Stored data:
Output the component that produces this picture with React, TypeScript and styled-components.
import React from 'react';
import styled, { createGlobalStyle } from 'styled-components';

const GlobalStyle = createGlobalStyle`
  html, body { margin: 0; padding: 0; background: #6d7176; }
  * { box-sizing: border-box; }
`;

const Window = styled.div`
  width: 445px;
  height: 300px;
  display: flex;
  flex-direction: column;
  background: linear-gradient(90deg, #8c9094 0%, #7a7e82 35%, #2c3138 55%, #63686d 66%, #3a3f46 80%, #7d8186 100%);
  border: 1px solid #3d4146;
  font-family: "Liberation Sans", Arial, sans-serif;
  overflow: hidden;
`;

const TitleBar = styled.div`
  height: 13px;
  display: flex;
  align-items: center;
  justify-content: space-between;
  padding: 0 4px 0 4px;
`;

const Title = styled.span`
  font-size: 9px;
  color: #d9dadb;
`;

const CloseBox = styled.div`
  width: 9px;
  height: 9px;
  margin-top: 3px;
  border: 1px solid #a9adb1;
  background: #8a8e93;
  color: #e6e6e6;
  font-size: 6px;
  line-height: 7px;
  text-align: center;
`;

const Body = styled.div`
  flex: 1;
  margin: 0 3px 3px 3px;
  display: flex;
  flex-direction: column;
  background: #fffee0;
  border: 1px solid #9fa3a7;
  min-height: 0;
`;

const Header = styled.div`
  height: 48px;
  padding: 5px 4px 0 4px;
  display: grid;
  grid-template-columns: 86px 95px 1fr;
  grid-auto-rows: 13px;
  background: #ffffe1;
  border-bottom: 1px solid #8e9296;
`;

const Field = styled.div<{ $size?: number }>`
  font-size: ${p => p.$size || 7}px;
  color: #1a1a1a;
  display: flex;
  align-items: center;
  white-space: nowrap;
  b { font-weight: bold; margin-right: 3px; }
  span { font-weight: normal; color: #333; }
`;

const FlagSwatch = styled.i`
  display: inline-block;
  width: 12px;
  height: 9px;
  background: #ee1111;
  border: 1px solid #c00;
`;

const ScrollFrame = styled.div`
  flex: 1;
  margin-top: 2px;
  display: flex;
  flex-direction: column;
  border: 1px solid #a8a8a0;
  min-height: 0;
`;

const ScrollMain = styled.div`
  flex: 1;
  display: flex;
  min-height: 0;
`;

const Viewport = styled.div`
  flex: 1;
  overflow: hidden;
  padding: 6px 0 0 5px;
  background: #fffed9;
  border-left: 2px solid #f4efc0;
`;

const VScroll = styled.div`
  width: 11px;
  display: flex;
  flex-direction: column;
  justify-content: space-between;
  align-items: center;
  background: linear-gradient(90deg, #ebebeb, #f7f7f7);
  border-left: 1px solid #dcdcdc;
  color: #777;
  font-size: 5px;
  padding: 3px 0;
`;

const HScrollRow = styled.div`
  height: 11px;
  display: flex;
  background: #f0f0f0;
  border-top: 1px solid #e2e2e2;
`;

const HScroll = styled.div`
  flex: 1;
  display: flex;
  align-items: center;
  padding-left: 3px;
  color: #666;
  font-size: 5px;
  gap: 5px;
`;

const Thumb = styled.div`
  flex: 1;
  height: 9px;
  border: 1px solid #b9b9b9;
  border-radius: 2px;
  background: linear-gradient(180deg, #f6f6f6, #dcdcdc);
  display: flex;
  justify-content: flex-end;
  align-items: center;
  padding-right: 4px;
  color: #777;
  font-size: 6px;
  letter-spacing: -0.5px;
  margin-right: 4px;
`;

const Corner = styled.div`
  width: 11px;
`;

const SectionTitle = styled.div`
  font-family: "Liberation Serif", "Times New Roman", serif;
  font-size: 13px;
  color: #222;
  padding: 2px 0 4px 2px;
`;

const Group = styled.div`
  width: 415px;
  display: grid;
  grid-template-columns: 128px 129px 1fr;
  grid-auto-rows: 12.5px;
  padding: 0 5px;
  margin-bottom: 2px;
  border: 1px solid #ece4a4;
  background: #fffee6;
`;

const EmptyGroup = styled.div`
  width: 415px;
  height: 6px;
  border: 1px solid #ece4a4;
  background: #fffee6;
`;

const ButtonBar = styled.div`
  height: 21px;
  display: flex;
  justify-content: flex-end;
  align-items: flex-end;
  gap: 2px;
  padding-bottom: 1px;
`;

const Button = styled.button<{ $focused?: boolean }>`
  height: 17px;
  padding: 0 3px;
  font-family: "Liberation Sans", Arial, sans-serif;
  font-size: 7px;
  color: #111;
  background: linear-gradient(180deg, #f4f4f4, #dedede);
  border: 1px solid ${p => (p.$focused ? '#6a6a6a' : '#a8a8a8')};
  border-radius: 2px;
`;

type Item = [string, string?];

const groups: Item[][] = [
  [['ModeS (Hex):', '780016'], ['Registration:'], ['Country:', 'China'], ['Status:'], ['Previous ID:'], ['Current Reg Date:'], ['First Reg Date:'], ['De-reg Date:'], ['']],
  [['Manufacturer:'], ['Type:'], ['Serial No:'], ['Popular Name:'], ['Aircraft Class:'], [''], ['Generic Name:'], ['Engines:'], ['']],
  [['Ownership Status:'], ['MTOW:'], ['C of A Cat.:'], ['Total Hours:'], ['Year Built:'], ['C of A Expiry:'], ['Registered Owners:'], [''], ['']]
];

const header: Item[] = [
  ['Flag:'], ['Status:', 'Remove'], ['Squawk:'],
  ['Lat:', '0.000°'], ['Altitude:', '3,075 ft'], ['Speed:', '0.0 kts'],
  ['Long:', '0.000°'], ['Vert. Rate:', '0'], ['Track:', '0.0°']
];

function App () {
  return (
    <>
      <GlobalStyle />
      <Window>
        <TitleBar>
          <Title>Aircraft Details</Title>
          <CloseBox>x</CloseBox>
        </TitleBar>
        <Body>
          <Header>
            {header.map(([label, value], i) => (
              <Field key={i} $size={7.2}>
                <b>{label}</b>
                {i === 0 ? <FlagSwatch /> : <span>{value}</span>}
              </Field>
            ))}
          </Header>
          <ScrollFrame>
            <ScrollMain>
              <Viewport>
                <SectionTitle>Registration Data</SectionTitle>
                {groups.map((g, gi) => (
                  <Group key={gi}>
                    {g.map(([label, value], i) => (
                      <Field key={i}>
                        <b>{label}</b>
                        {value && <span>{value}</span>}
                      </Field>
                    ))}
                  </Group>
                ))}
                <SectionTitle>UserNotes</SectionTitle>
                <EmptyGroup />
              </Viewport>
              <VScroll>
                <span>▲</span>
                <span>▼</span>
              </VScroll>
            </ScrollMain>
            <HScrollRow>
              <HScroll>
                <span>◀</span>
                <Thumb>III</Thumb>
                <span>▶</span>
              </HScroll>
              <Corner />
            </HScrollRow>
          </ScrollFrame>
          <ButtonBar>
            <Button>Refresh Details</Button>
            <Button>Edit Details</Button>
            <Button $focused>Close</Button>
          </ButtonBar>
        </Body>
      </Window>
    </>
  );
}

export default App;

Task goal: Copy out the full listing exactly.

The result:
Output the component that produces this picture with React, TypeScript and styled-components.
import React from 'react';
import styled, { createGlobalStyle } from 'styled-components';

const GlobalStyle = createGlobalStyle`
  html, body { margin: 0; padding: 0; background: #6d7176; }
  * { box-sizing: border-box; }
`;

const Window = styled.div`
  width: 445px;
  height: 300px;
  display: flex;
  flex-direction: column;
  background: linear-gradient(90deg, #8c9094 0%, #7a7e82 35%, #2c3138 55%, #63686d 66%, #3a3f46 80%, #7d8186 100%);
  border: 1px solid #3d4146;
  font-family: "Liberation Sans", Arial, sans-serif;
  overflow: hidden;
`;

const TitleBar = styled.div`
  height: 13px;
  display: flex;
  align-items: center;
  justify-content: space-between;
  padding: 0 4px 0 4px;
`;

const Title = styled.span`
  font-size: 9px;
  color: #d9dadb;
`;

const CloseBox = styled.div`
  width: 9px;
  height: 9px;
  margin-top: 3px;
  border: 1px solid #a9adb1;
  background: #8a8e93;
  color: #e6e6e6;
  font-size: 6px;
  line-height: 7px;
  text-align: center;
`;

const Body = styled.div`
  flex: 1;
  margin: 0 3px 3px 3px;
  display: flex;
  flex-direction: column;
  background: #fffee0;
  border: 1px solid #9fa3a7;
  min-height: 0;
`;

const Header = styled.div`
  height: 48px;
  padding: 5px 4px 0 4px;
  display: grid;
  grid-template-columns: 86px 95px 1fr;
  grid-auto-rows: 13px;
  background: #ffffe1;
  border-bottom: 1px solid #8e9296;
`;

const Field = styled.div<{ $size?: number }>`
  font-size: ${p => p.$size || 7}px;
  color: #1a1a1a;
  display: flex;
  align-items: center;
  white-space: nowrap;
  b { font-weight: bold; margin-right: 3px; }
  span { font-weight: normal; color: #333; }
`;

const FlagSwatch = styled.i`
  display: inline-block;
  width: 12px;
  height: 9px;
  background: #ee1111;
  border: 1px solid #c00;
`;

const ScrollFrame = styled.div`
  flex: 1;
  margin-top: 2px;
  display: flex;
  flex-direction: column;
  border: 1px solid #a8a8a0;
  min-height: 0;
`;

const ScrollMain = styled.div`
  flex: 1;
  display: flex;
  min-height: 0;
`;

const Viewport = styled.div`
  flex: 1;
  overflow: hidden;
  padding: 6px 0 0 5px;
  background: #fffed9;
  border-left: 2px solid #f4efc0;
`;

const VScroll = styled.div`
  width: 11px;
  display: flex;
  flex-direction: column;
  justify-content: space-between;
  align-items: center;
  background: linear-gradient(90deg, #ebebeb, #f7f7f7);
  border-left: 1px solid #dcdcdc;
  color: #777;
  font-size: 5px;
  padding: 3px 0;
`;

const HScrollRow = styled.div`
  height: 11px;
  display: flex;
  background: #f0f0f0;
  border-top: 1px solid #e2e2e2;
`;

const HScroll = styled.div`
  flex: 1;
  display: flex;
  align-items: center;
  padding-left: 3px;
  color: #666;
  font-size: 5px;
  gap: 5px;
`;

const Thumb = styled.div`
  flex: 1;
  height: 9px;
  border: 1px solid #b9b9b9;
  border-radius: 2px;
  background: linear-gradient(180deg, #f6f6f6, #dcdcdc);
  display: flex;
  justify-content: flex-end;
  align-items: center;
  padding-right: 4px;
  color: #777;
  font-size: 6px;
  letter-spacing: -0.5px;
  margin-right: 4px;
`;

const Corner = styled.div`
  width: 11px;
`;

const SectionTitle = styled.div`
  font-family: "Liberation Serif", "Times New Roman", serif;
  font-size: 13px;
  color: #222;
  padding: 2px 0 4px 2px;
`;

const Group = styled.div`
  width: 415px;
  display: grid;
  grid-template-columns: 128px 129px 1fr;
  grid-auto-rows: 12.5px;
  padding: 0 5px;
  margin-bottom: 2px;
  border: 1px solid #ece4a4;
  background: #fffee6;
`;

const EmptyGroup = styled.div`
  width: 415px;
  height: 6px;
  border: 1px solid #ece4a4;
  background: #fffee6;
`;

const ButtonBar = styled.div`
  height: 21px;
  display: flex;
  justify-content: flex-end;
  align-items: flex-end;
  gap: 2px;
  padding-bottom: 1px;
`;

const Button = styled.button<{ $focused?: boolean }>`
  height: 17px;
  padding: 0 3px;
  font-family: "Liberation Sans", Arial, sans-serif;
  font-size: 7px;
  color: #111;
  background: linear-gradient(180deg, #f4f4f4, #dedede);
  border: 1px solid ${p => (p.$focused ? '#6a6a6a' : '#a8a8a8')};
  border-radius: 2px;
`;

type Item = [string, string?];

const groups: Item[][] = [
  [['ModeS (Hex):', '780016'], ['Registration:'], ['Country:', 'China'], ['Status:'], ['Previous ID:'], ['Current Reg Date:'], ['First Reg Date:'], ['De-reg Date:'], ['']],
  [['Manufacturer:'], ['Type:'], ['Serial No:'], ['Popular Name:'], ['Aircraft Class:'], [''], ['Generic Name:'], ['Engines:'], ['']],
  [['Ownership Status:'], ['MTOW:'], ['C of A Cat.:'], ['Total Hours:'], ['Year Built:'], ['C of A Expiry:'], ['Registered Owners:'], [''], ['']]
];

const header: Item[] = [
  ['Flag:'], ['Status:', 'Remove'], ['Squawk:'],
  ['Lat:', '0.000°'], ['Altitude:', '3,075 ft'], ['Speed:', '0.0 kts'],
  ['Long:', '0.000°'], ['Vert. Rate:', '0'], ['Track:', '0.0°']
];

function App () {
  return (
    <>
      <GlobalStyle />
      <Window>
        <TitleBar>
          <Title>Aircraft Details</Title>
          <CloseBox>x</CloseBox>
        </TitleBar>
        <Body>
          <Header>
            {header.map(([label, value], i) => (
              <Field key={i} $size={7.2}>
                <b>{label}</b>
                {i === 0 ? <FlagSwatch /> : <span>{value}</span>}
              </Field>
            ))}
          </Header>
          <ScrollFrame>
            <ScrollMain>
              <Viewport>
                <SectionTitle>Registration Data</SectionTitle>
                {groups.map((g, gi) => (
                  <Group key={gi}>
                    {g.map(([label, value], i) => (
                      <Field key={i}>
                        <b>{label}</b>
                        {value && <span>{value}</span>}
                      </Field>
                    ))}
                  </Group>
                ))}
                <SectionTitle>UserNotes</SectionTitle>
                <EmptyGroup />
              </Viewport>
              <VScroll>
                <span>▲</span>
                <span>▼</span>
              </VScroll>
            </ScrollMain>
            <HScrollRow>
              <HScroll>
                <span>◀</span>
                <Thumb>III</Thumb>
                <span>▶</span>
              </HScroll>
              <Corner />
            </HScrollRow>
          </ScrollFrame>
          <ButtonBar>
            <Button>Refresh Details</Button>
            <Button>Edit Details</Button>
            <Button $focused>Close</Button>
          </ButtonBar>
        </Body>
      </Window>
    </>
  );
}

export default App;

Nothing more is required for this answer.